Is it formally correct to conclude a contract in the wholesale energy market with the counterparty that has not registered in the European Registry of Energy Market Participants and, consequently, does not have the ACER Registration Code?

 

 

Save for complex considerations regarding final customers below the 600 GWh, when it comes to professional trading in the wholesale energy market, there are ambiguities in that regard.

 

REMIT Implementing Regulation No 1348/2014 in Article 10(2) stipulates that market participant reporting information on transactions and orders subject to REMIT (including inside information), must be identified with the use of the ACER registration code, which the market participant received or the unique market participant code which the market participant provided while registering under REMIT.

 

Although some counterparties and organised market places (OMPs) require from their counterpartpies the ACER code at the inception of the trading relationship, ACER iself seems to be, at least at this juncture, unconvinced (seeFunctioning and Usefulness of the European Register of Market Participants, ACER's Public Consultation Paper PC_2016_R_01, 18 March 2016, p. 10).

 

The said Ljubljana-based European Agency currently only invites stakeholders to present pros and cons regarding the possibility for the introduction of such legal requirement.

 

It is noteworthy, ACER itself in its reporting manuals envisions situations where a REMIT market participant enters into a reportable bilateral transaction (e.g. a financial swap related to gas delivered in the EU) with a non-REMIT market participant (for example a firm that only trades OTC bilateral financial products related to the EU gas or electricity and never enters into a physical trade).

 

The specific, fictious ACER code has been even established to be populated in the REMIT transaction report (field 4) on this occasion -  ACERNONMP.EU -  to indicate that the counterparty to the trade is not a REMIT market participant.

 

It follows, moreover, from the recent update of the ACER's Frequently Asked Questions (FAQs) on REMIT transactions reporting that if market participant designated with the trade report with "ACERNONMP.EU" subsequently registers with the European Registry of Energy Market Participants and informs the counterparty of its ACER code (or any other reportable code) there is a requirement to send a modification report to update the code in previous reports.

 

Hence, there may be specific factual circumstances where the absence of the CEREMP registration may be assessed as legitimate.

 

But, equally, there may be ones, where it is not.

 

In any case, if your trading partner can't show to you its ACER code, such a fact should rise caution.
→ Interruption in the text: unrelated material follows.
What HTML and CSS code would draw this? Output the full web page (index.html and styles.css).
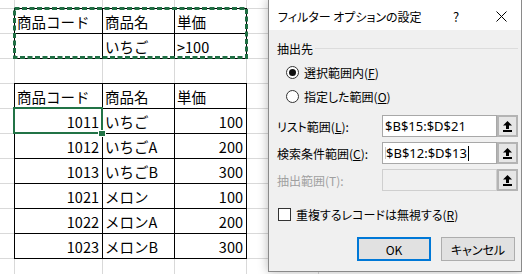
FILE: index.html
```html
<!DOCTYPE html>
<html lang="ja">
<head>
<meta charset="utf-8">
<title>フィルター オプションの設定</title>
<link rel="stylesheet" href="styles.css">
</head>
<body>
<div class="sheet">
  <div class="crit">
    <table class="tbl">
      <colgroup><col class="c1"><col class="c2"><col class="c3"></colgroup>
      <tr><td>商品コード</td><td>商品名</td><td>単価</td></tr>
      <tr><td></td><td>いちご</td><td>&gt;100</td></tr>
    </table>
    <svg class="ants" width="236" height="54" viewBox="0 0 236 54"><rect x="1.5" y="1.5" width="232" height="49" fill="none" stroke="#1f6e43" stroke-width="3" stroke-dasharray="5 2.5"/></svg>
  </div>
  <table class="tbl list">
    <colgroup><col class="c1"><col class="c2"><col class="c3"></colgroup>
    <tr><td>商品コード</td><td>商品名</td><td>単価</td></tr>
    <tr><td class="num sel">1011</td><td>いちご</td><td class="num">100</td></tr>
    <tr><td class="num">1012</td><td>いちごA</td><td class="num">200</td></tr>
    <tr><td class="num">1013</td><td>いちごB</td><td class="num">300</td></tr>
    <tr><td class="num">1021</td><td>メロン</td><td class="num">100</td></tr>
    <tr><td class="num">1022</td><td>メロンA</td><td class="num">200</td></tr>
    <tr><td class="num">1023</td><td>メロンB</td><td class="num">300</td></tr>
  </table>
</div>

<div class="dialog">
  <div class="titlebar">
    <span class="title">フィルター オプションの設定</span>
    <span class="help">?</span>
    <svg class="close" width="11" height="11" viewBox="0 0 11 11"><path d="M0.5 0.5 L10.5 10.5 M10.5 0.5 L0.5 10.5" stroke="#000" stroke-width="1" fill="none"/></svg>
  </div>
  <div class="body">
    <div class="group"><span>抽出先</span><span class="rule"></span></div>
    <div class="radio"><span class="rb on"></span><span>選択範囲内(<u>F</u>)</span></div>
    <div class="radio"><span class="rb"></span><span>指定した範囲(<u>O</u>)</span></div>
    <div class="fields">
      <div class="field">
        <span class="lbl">リスト範囲(<u>L</u>):</span>
        <span class="input">$B$15:$D$21</span>
        <span class="pick"><svg width="9" height="11" viewBox="0 0 9 11"><path d="M4.5 0 L9 4.5 L6 4.5 L6 8 L3 8 L3 4.5 L0 4.5 Z" fill="#000"/><rect x="0" y="9" width="9" height="2" fill="#000"/></svg></span>
      </div>
      <div class="field">
        <span class="lbl">検索条件範囲(<u>C</u>):</span>
        <span class="input active"><span class="ghost"></span>$B$12:$D$13<span class="caret"></span></span>
        <span class="pick"><svg width="9" height="11" viewBox="0 0 9 11"><path d="M4.5 0 L9 4.5 L6 4.5 L6 8 L3 8 L3 4.5 L0 4.5 Z" fill="#000"/><rect x="0" y="9" width="9" height="2" fill="#000"/></svg></span>
      </div>
      <div class="field disabled">
        <span class="lbl">抽出範囲(T):</span>
        <span class="input"></span>
        <span class="pick"><svg width="9" height="11" viewBox="0 0 9 11"><path d="M4.5 0 L9 4.5 L6 4.5 L6 8 L3 8 L3 4.5 L0 4.5 Z" fill="#000"/><rect x="0" y="9" width="9" height="2" fill="#000"/></svg></span>
      </div>
    </div>
    <div class="check"><span class="cb"></span><span>重複するレコードは無視する(<u>R</u>)</span></div>
    <div class="buttons">
      <span class="btn default">OK</span>
      <span class="btn">キャンセル</span>
    </div>
  </div>
</div>
</body>
</html>
```

FILE: styles.css
```css
html, body {
  margin: 0;
  padding: 0;
  background: #fff;
}
body {
  width: 522px;
  height: 274px;
  overflow: hidden;
  position: relative;
  font-family: "Noto Sans CJK JP", "Noto Sans", sans-serif;
  color: #000;
}

/* ---------- spreadsheet ---------- */
.sheet {
  box-sizing: border-box;
  height: 274px;
  padding: 8px 0 0 14px;
  background-color: #fff;
  background-image:
    linear-gradient(to right,
      transparent 14px, #d9d9d9 14px 15px,
      transparent 15px 102px, #d9d9d9 102px 103px,
      transparent 103px 174px, #d9d9d9 174px 175px,
      transparent 175px 246px, #d9d9d9 246px 247px,
      transparent 247px 318px, #d9d9d9 318px 319px,
      transparent 319px),
    repeating-linear-gradient(to bottom, #d9d9d9 0 1px, transparent 1px 25px);
  background-position: 0 0, 0 8px;
  font-size: 14.5px;
}
.crit {
  position: relative;
  width: 233px;
}
.tbl {
  border-collapse: collapse;
  table-layout: fixed;
  width: 233px;
  background: #fff;
}
.tbl col.c1 { width: 88px; }
.tbl col.c2 { width: 72px; }
.tbl col.c3 { width: 72px; }
.tbl td {
  border: 1px solid #000;
  height: 24px;
  padding: 1px 3px 0 2px;
  line-height: 23px;
  white-space: nowrap;
  overflow: visible;
  box-sizing: border-box;
}
.tbl td.num { text-align: right; }
.list { margin-top: 24px; }
.tbl td.sel { position: relative; }
.tbl td.sel::before {
  content: "";
  position: absolute;
  left: -2px; top: -2px; right: -1px; bottom: -1px;
  border: 2px solid #217346;
}
.tbl td.sel::after {
  content: "";
  position: absolute;
  right: -4px; bottom: -4px;
  width: 6px; height: 5px;
  background: #217346;
  border: 1px solid #fff;
}
.ants {
  position: absolute;
  left: -1.5px;
  top: -1.5px;
  pointer-events: none;
}

/* ---------- dialog ---------- */
.dialog {
  position: absolute;
  left: 268px;
  top: -1px;
  width: 254px;
  height: 273px;
  box-sizing: border-box;
  border: 1px solid #8a8a8a;
  background: #f0f0f0;
  box-shadow: 0 0 10px rgba(0,0,0,0.28);
  font-size: 12px;
  font-feature-settings: "palt";
  display: flex;
  flex-direction: column;
}
.titlebar {
  height: 30px;
  background: #fff;
  display: flex;
  align-items: center;
  padding: 2px 0 0 9px;
  box-sizing: border-box;
}
.title { flex: 1; font-size: 12px; }
.help { width: 12px; margin-right: 31px; font-size: 13px; }
.close { margin-right: 14px; }

.body {
  padding: 6px 3px 0 8px;
  display: flex;
  flex-direction: column;
}
.group {
  height: 24px;
  display: flex;
  align-items: center;
  gap: 2px;
}
.group .rule {
  flex: 1;
  height: 1px;
  background: #dcdcdc;
}
.radio, .check {
  height: 24px;
  display: flex;
  align-items: center;
}
.rb {
  width: 11px;
  height: 11px;
  border: 1px solid #333;
  border-radius: 50%;
  background: #fff;
  margin: 0 5px 0 9px;
  position: relative;
}
.rb.on::after {
  content: "";
  position: absolute;
  left: 2px; top: 2px;
  width: 7px; height: 7px;
  border-radius: 50%;
  background: #111;
}
u { text-decoration: underline; text-underline-offset: 1px; }

.fields {
  margin-top: 7px;
  display: flex;
  flex-direction: column;
  gap: 5px;
}
.field {
  display: flex;
  align-items: center;
  height: 22px;
}
.lbl { width: 105px; }
.input {
  box-sizing: border-box;
  width: 115px;
  height: 22px;
  border: 1px solid #a8a8a8;
  background: #fff;
  display: flex;
  align-items: center;
  padding-left: 2px;
  font-family: "Noto Sans", "Liberation Sans", sans-serif;
  font-size: 13px;
  position: relative;
}
.ghost {
  width: 1px;
  height: 12px;
  background: #c8c8c8;
  margin-right: 0;
}
.caret {
  width: 1px;
  height: 15px;
  background: #000;
  margin-left: 1px;
}
.pick {
  box-sizing: border-box;
  width: 21px;
  height: 22px;
  border: 2px solid #b4b4b4;
  background: #e6e6e6;
  display: flex;
  align-items: center;
  justify-content: center;
}
.field.disabled .lbl { color: #a0a0a0; }
.field.disabled .input {
  background: #f0f0f0;
  border-color: #cfcfcf;
}

.check {
  margin-top: 11px;
}
.cb {
  width: 11px;
  height: 11px;
  border: 1px solid #333;
  background: #fff;
  margin: 0 5px 0 1px;
}
.buttons {
  margin-top: 11px;
  display: flex;
  justify-content: flex-end;
  gap: 10px;
  padding-right: 3px;
}
.btn {
  box-sizing: border-box;
  width: 74px;
  height: 24px;
  border: 1px solid #adadad;
  background: #e1e1e1;
  display: flex;
  align-items: center;
  justify-content: center;
  font-size: 12px;
}
.btn.default {
  border: 2px solid #0078d7;
}
```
The reasons for the absence of registration need to be discussed and explained, and the credibility of your counterparty needs to be additionally verified.

 

The company should also scrutiny whether the trading name of its counterparty (assigned to the counterparty's ACER code) is consistently used in the firm's internal records, in particular for the trading, settlement and accounting purposes.

 

Another point of interest would be the legal effects of such a new framwework. Would the consequences of the REMIT registration be analogous to the MiFID Europe-wide passport for investment firms? It would require legislative changes.

 

This conception was already raised in 2011 (Europe-wide passport for wholesale trading in electricity and gas – still fragmentary perception of the production chain), however, without a procedural continuation so far.